There are many other aspects of Consul that are well-covered in Consul's Internals Guides.

Source Code Layout

Shared Components

The components in this section are shared between Consul agents in client and server modes.

Directory Contents
command/agent This contains the actual CLI command implementation for the consul agent command, which mostly just invokes an agent object from the agent package.
agent This is where the agent object is defined, and the top level agent package has all of the functionality that's common to both client and server agents. This includes things like service registration, the HTTP and DNS endpoints, watches, and top-level glue for health checks.
agent/config This has all the user-facing configuration processing code, as well as the internal configuration structure that's used by the agent.
agent/checks This has implementations for the different health check types.
agent/ae, agent/local These are used together to power the agent's Anti-Entropy Sync Back process to the Consul servers.
agent/router, agent/pool These are used for routing RPC queries to Consul servers and for connection pooling.
agent/structs This has definitions of all the internal RPC protocol request and response structures.

Server Components

The components in this section are only used by Consul servers.

Directory Contents
agent/consul This is where the Consul server object is defined, and the top-level consul package has all of the functionality that's used by server agents. This includes things like the internal RPC endpoints.
agent/consul/fsm, agent/consul/state These components make up Consul's finite state machine (updated by the Raft consensus algorithm) and backed by the state store (based on immutable radix trees). All updates of Consul's consistent state is handled by the finite state machine, and all read queries to the Consul servers are serviced by the state store's data structures.
agent/consul/autopulot This contains a package of functions that provide Consul's Autopilot features.

Other Components

There are several other top-level packages used internally by Consul as well as externally by other applications.

Directory Contents
acl This supports the underlying policy engine for Consul's ACL system.
api This api package provides an official Go API client for Consul, which is also used by Consul's CLI commands to communicate with the local Consul agent.
command This contains a sub-package for each of Consul's CLI command implementations.
snapshot This has implementation details for Consul's snapshot archives.
watch This has implementation details for Consul's watches, used both internally to Consul and by the [watch CLI command]](https://www.consul.io/docs/commands/watch.html).
website This has the full source code for consul.io. Pull requests can update the source code and Consul's documentation all together.

FAQ

This section addresses some frequently asked questions about Consul's architecture.

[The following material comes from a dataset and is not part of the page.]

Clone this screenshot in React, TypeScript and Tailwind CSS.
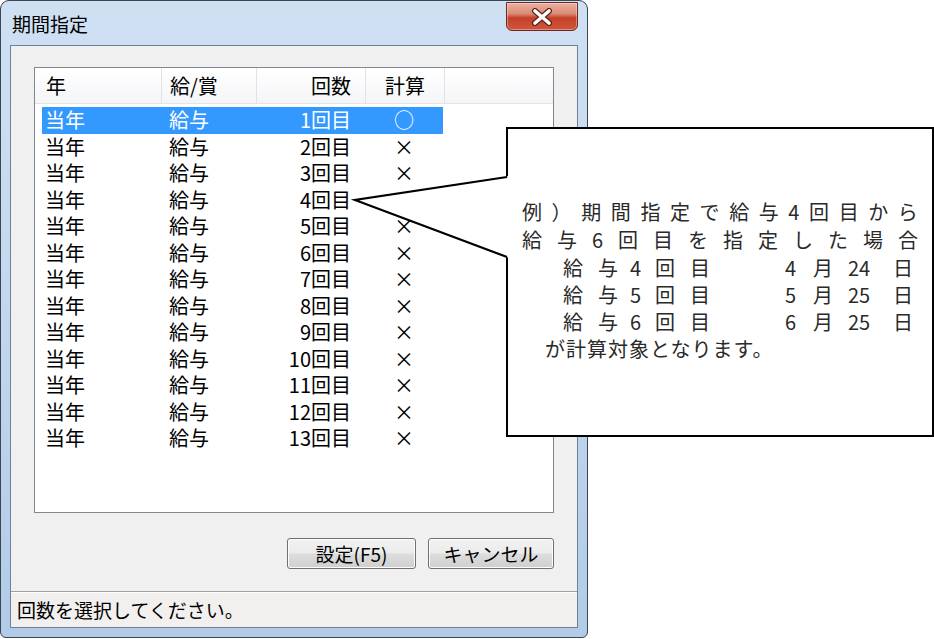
import React from 'react'

// 期間指定ダイアログ + 吹き出しの説明図
const FONT = "font-['Noto_Sans_CJK_JP','Noto_Sans',sans-serif]"

const ROWS = Array.from({ length: 13 }, (_, i) => ({
  id: i + 1,
  selected: i === 0,
}))

const DETAIL = [
  { kai: '4', month: '4', day: '24' },
  { kai: '5', month: '5', day: '25' },
  { kai: '6', month: '6', day: '25' },
]

function CloseButton() {
  return (
    <div className="mt-[1px] mr-[9px] flex h-[29px] w-[72px] items-center justify-center rounded-b-[6px] border border-[#6b2a20] bg-[linear-gradient(180deg,#eab0a0_0%,#dc8a74_40%,#c4402a_55%,#d0563c_100%)] shadow-[inset_0_0_0_1px_rgba(255,255,255,0.35)]">
      <svg width="26" height="18" viewBox="0 0 26 18" aria-hidden="true">
        <path d="M6 3 L20 15 M20 3 L6 15" stroke="#5a2418" strokeWidth="6" strokeLinecap="round" />
        <path d="M6 3 L20 15 M20 3 L6 15" stroke="#ffffff" strokeWidth="3.6" strokeLinecap="round" />
      </svg>
    </div>
  )
}

function ListView() {
  return (
    <div className="h-[446px] w-[520px] border border-[#828790] bg-white">
      <div className="flex h-[36px] border-b border-[#e2e4e7] bg-linear-to-b from-white to-[#f4f5f7] text-[20px] leading-none text-black">
        <div className="flex w-[127px] items-center border-r border-[#e0e2e5] pl-[11px]">年</div>
        <div className="flex w-[95px] items-center border-r border-[#e0e2e5] pl-[8px]">給/賞</div>
        <div className="flex w-[109px] items-center justify-end border-r border-[#e0e2e5] pr-[14px]">回数</div>
        <div className="flex w-[79px] items-center justify-center border-r border-[#e0e2e5]">計算</div>
        <div className="flex-1" />
      </div>
      <div className="pt-[3px] pl-[7px]">
        {ROWS.map((r) => (
          <div
            key={r.id}
            className={`flex h-[26.5px] w-[401px] items-center text-[20px] leading-none ${
              r.selected ? 'bg-[#3399ff] text-white' : 'text-black'
            }`}
          >
            <div className="w-[117px] pl-[3px]">当年</div>
            <div className="w-[96px] pl-[10px]">給与</div>
            <div className="w-[110px] pr-[14px] text-right">{r.id}回目</div>
            <div className="w-[78px] text-center">{r.selected ? '○' : '×'}</div>
          </div>
        ))}
      </div>
    </div>
  )
}

function Button({ label, width }: { label: string; width: string }) {
  return (
    <div
      className={`flex h-[31px] ${width} items-center justify-center rounded-[3px] border border-[#707070] bg-[linear-gradient(180deg,#f2f2f2_0%,#ebebeb_48%,#dddddd_52%,#cfcfcf_100%)] text-[19px] leading-none text-black shadow-[inset_0_0_0_1px_#fcfcfc]`}
    >
      {label}
    </div>
  )
}

function Dialog() {
  return (
    <div className="flex h-[638px] w-[588px] flex-col rounded-t-[9px] rounded-b-[6px] border border-[#3c4650] bg-[#b9d1ea] bg-linear-to-b from-[#cfe0f3] via-[#c2d7ee] to-[#b1cbe8]">
      <div className="flex h-[44px] items-start justify-between">
        <div className="flex h-[44px] items-center pl-[11px] text-[19px] leading-none text-black">期間指定</div>
        <CloseButton />
      </div>
      <div className="mx-[9px] mb-[9px] flex flex-1 flex-col border border-[#6f8196] bg-[#f0f0f0]">
        <div className="flex flex-1 flex-col px-[23px] pt-[21px]">
          <ListView />
          <div className="mt-[25px] flex justify-end gap-[12px]">
            <Button label="設定(F5)" width="w-[129px]" />
            <Button label="キャンセル" width="w-[126px]" />
          </div>
        </div>
        <div className="flex h-[36px] items-center border-t border-[#a0a0a0] bg-[#f2efef] pl-[6px] text-[19px] leading-none text-black shadow-[inset_0_1px_0_#ffffff]">
          回数を選択してください。
        </div>
      </div>
    </div>
  )
}

function Callout() {
  const line1 = ['例', '）', '期', '間', '指', '定', 'で', '給', '与', '4', '回', '目', 'か', 'ら']
  const line2 = ['給', '与', '6', '回', '目', 'を', '指', '定', 'し', 'た', '場', '合']
  return (
    <>
      <div className="absolute top-[127px] left-[506px] h-[310px] w-[428px] border-2 border-black bg-white pt-[69px] text-[20px] leading-[28px] text-[#2a2a2a]">
        <div className="mx-[14px] flex justify-between">
          {line1.map((c, i) => (
            <span key={i}>{c}</span>
          ))}
        </div>
        <div className="mx-[14px] flex justify-between">
          {line2.map((c, i) => (
            <span key={i}>{c}</span>
          ))}
        </div>
        {DETAIL.map((d) => (
          <div
            key={d.kai}
            className="ml-[55px] grid grid-cols-[35px_32px_25px_35px_95px_28px_35px_45px_auto] leading-[27px]"
          >
            <span>給</span>
            <span>与</span>
            <span>{d.kai}</span>
            <span>回</span>
            <span>目</span>
            <span>{d.month}</span>
            <span>月</span>
            <span>{d.day}</span>
            <span>日</span>
          </div>
        ))}
        <div className="ml-[37px] tracking-[1px]">が計算対象となります。</div>
      </div>
      <svg
        className="absolute top-[170px] left-[350px]"
        width="160"
        height="95"
        viewBox="0 0 160 95"
        aria-hidden="true"
      >
        <polygon points="5,30 159,6 159,88" fill="#ffffff" />
        <polyline points="157,7 5,30 157,87" fill="none" stroke="#000000" strokeWidth="2.2" strokeLinejoin="miter" />
      </svg>
    </>
  )
}

export default function App() {
  return (
    <div className={`relative h-[639px] w-[934px] overflow-hidden bg-white ${FONT}`}>
      <Dialog />
      <Callout />
    </div>
  )
}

How does eventually-consistent gossip relate to the Raft consensus protocol?

When you query Consul for information about a service, such as via the DNS interface, the agent will always make an internal RPC request to a Consul server that will query the consistent state store. Even though an agent might learn that another agent is down via gossip, that won't be reflected in service discovery until the current Raft leader server perceives that through gossip and updates the catalog using Raft. You can see an example of where these layers are plumbed together here - https://github.com/hashicorp/consul/blob/v1.0.5/agent/consul/leader.go#L559-L602.

Why does a blocking query sometimes return with identical results?

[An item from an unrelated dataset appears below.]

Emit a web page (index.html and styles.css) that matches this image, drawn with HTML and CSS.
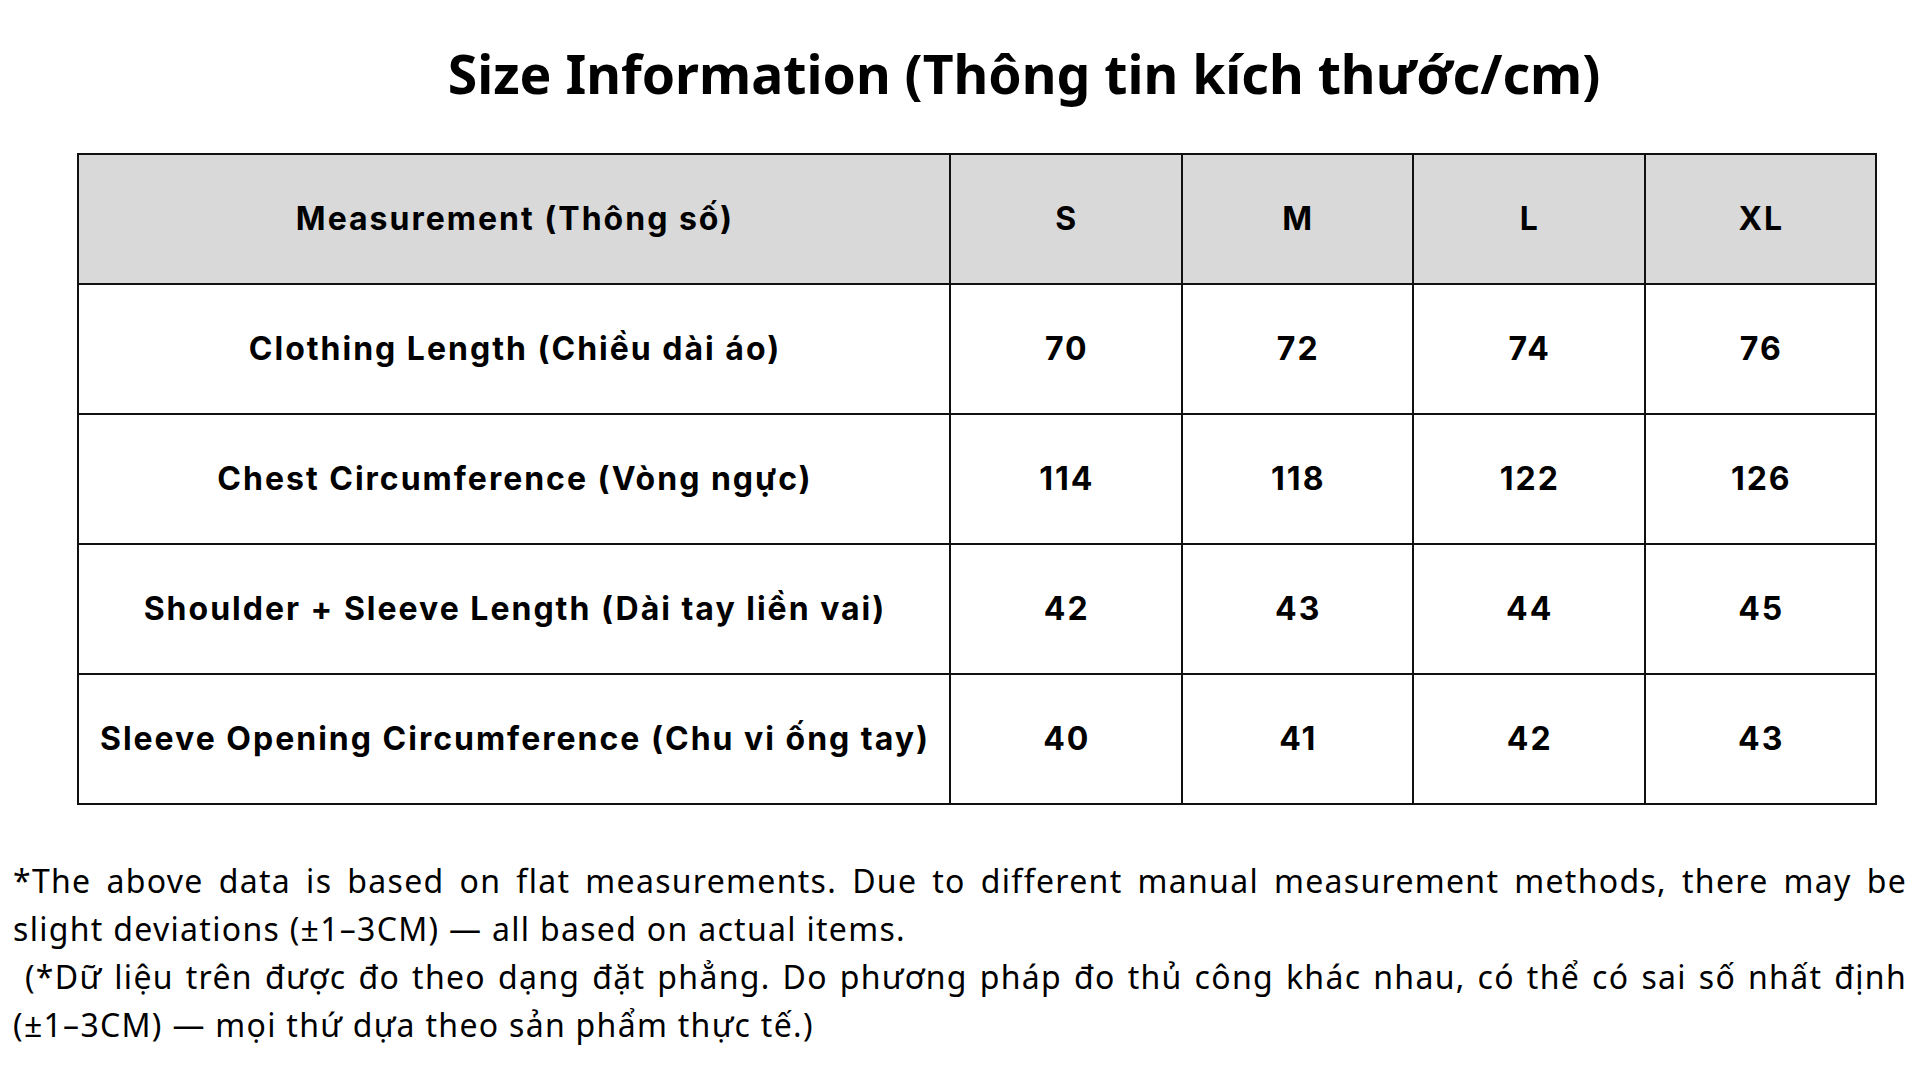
FILE: index.html
```html
<!DOCTYPE html>
<html lang="vi">
<head>
<meta charset="utf-8">
<title>Size Information</title>
<link rel="stylesheet" href="styles.css">
</head>
<body>
<main class="page">
  <h1 class="title">Size Information (Thông tin kích thước/cm)</h1>
  <table class="size-table">
    <colgroup>
      <col class="col-name">
      <col class="col-size">
      <col class="col-size">
      <col class="col-size">
      <col class="col-size">
    </colgroup>
    <thead>
      <tr>
        <th>Measurement (Thông số)</th>
        <th>S</th>
        <th>M</th>
        <th>L</th>
        <th>XL</th>
      </tr>
    </thead>
    <tbody>
      <tr>
        <td>Clothing Length (Chiều dài áo)</td>
        <td>70</td><td>72</td><td>74</td><td>76</td>
      </tr>
      <tr>
        <td>Chest Circumference (Vòng ngực)</td>
        <td>114</td><td>118</td><td>122</td><td>126</td>
      </tr>
      <tr>
        <td>Shoulder + Sleeve Length (Dài tay liền vai)</td>
        <td>42</td><td>43</td><td>44</td><td>45</td>
      </tr>
      <tr>
        <td>Sleeve Opening Circumference (Chu vi ống tay)</td>
        <td>40</td><td>41</td><td>42</td><td>43</td>
      </tr>
    </tbody>
  </table>
  <p class="note">*The above data is based on flat measurements. Due to different manual measurement methods, there may be slight deviations (±1–3CM) — all based on actual items.<br>&nbsp;(*Dữ liệu trên được đo theo dạng đặt phẳng. Do phương pháp đo thủ công khác nhau, có thể có sai số nhất định (±1–3CM) — mọi thứ dựa theo sản phẩm thực tế.)</p>
</main>
</body>
</html>
```
FILE: styles.css
```css
html, body {
  margin: 0;
  padding: 0;
  background: #ffffff;
}

body {
  font-family: "Noto Sans", "Open Sans", sans-serif;
  color: #000000;
}

.page {
  width: 1894px;
  padding: 37px 13px 0 13px;
  display: flex;
  flex-direction: column;
}

.title {
  margin: 0;
  padding-left: 128px;
  text-align: center;
  font-family: "Noto Sans", sans-serif;
  font-weight: 700;
  font-size: 53.5px;
  line-height: 74px;
  color: #000;
}

.size-table {
  margin: 42px 0 0 64px;
  width: 1798px;
  border-collapse: collapse;
  table-layout: fixed;
  font-family: "Inter", "Noto Sans", sans-serif;
  font-weight: 700;
  font-size: 32px;
  letter-spacing: 2px;
  color: #000;
}

.col-name { width: 872px; }
.col-size { width: 231.5px; }

.size-table th,
.size-table td {
  height: 126px;
  padding: 0 0 2px 2px;
  border: 2px solid #111;
  text-align: center;
  vertical-align: middle;
  font-weight: 700;
}

.size-table thead th {
  background: #d9d9d9;
}

.note {
  margin: 52px 0 0 0;
  font-family: "Noto Sans", sans-serif;
  font-size: 32px;
  line-height: 1.5;
  letter-spacing: 1.3px;
  text-align: justify;
  color: #000;
}
```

Consul's blocking queries make a best-effort attempt to wait for new information, but they may return the same results as the initial query under some circumstances. First, queries are limited to 10 minutes max, so if they time out they will return. Second, due to Consul's prefix-based internal immutable radix tree indexing, there may be modifications to higher-level nodes in the radix tree that cause spurious wakeups. In particular, waiting on things that do not exist is not very efficient, but not very expensive for Consul to serve, so we opted to keep the code complexity low and not try to optimize for that case. You can see the common handler that implements the blocking query logic here - https://github.com/hashicorp/consul/blob/v1.0.5/agent/consul/rpc.go#L361-L439. For more on the immutable radix tree implementation, see https://github.com/hashicorp/go-immutable-radix/ and https://github.com/hashicorp/go-memdb, and the general support for "watches".

Do the client agents store any key/value entries?

No. These are always fetched via an internal RPC request to a Consul server. The agent doesn't do any caching, and if you want to be able to fetch these values even if there's no cluster leader, then you can use a more relaxed consistency mode. You can see an example where the /v1/kv/<key> HTTP endpoint on the agent makes an internal RPC call here - https://github.com/hashicorp/consul/blob/v1.0.5/agent/kvs_endpoint.go#L56-L90.

I don't want to run a Consul agent on every node, can I just run servers with a load balancer in front?

We strongly recommend running the Consul agent on each node in a cluster. Even the key/value store benefits from having agents on each node. For example, when you lock a key it's done through a session, which has a lifetime that's by default tied to the health of the agent as determined by Consul's gossip-based distributed failure detector. If the agent dies, the session will be released automatically, allowing some other process to quickly see that and obtain the lock without having to wait for an open-ended TTL to expire. If you are using Consul's service discovery features, the local agent runs the health checks for each service registered on that node and only needs to send edge-triggered updates to the Consul servers (because gossip will determine if the agent itself dies). Most attempts to avoid running an agent on each node will face solving issues that are already solved by Consul's design if the agent is deployed as intended.

For cases where you really cannot run an agent alongside a service, such as for monitoring an external service, there's a companion project called the Consul External Service Monitor that may help.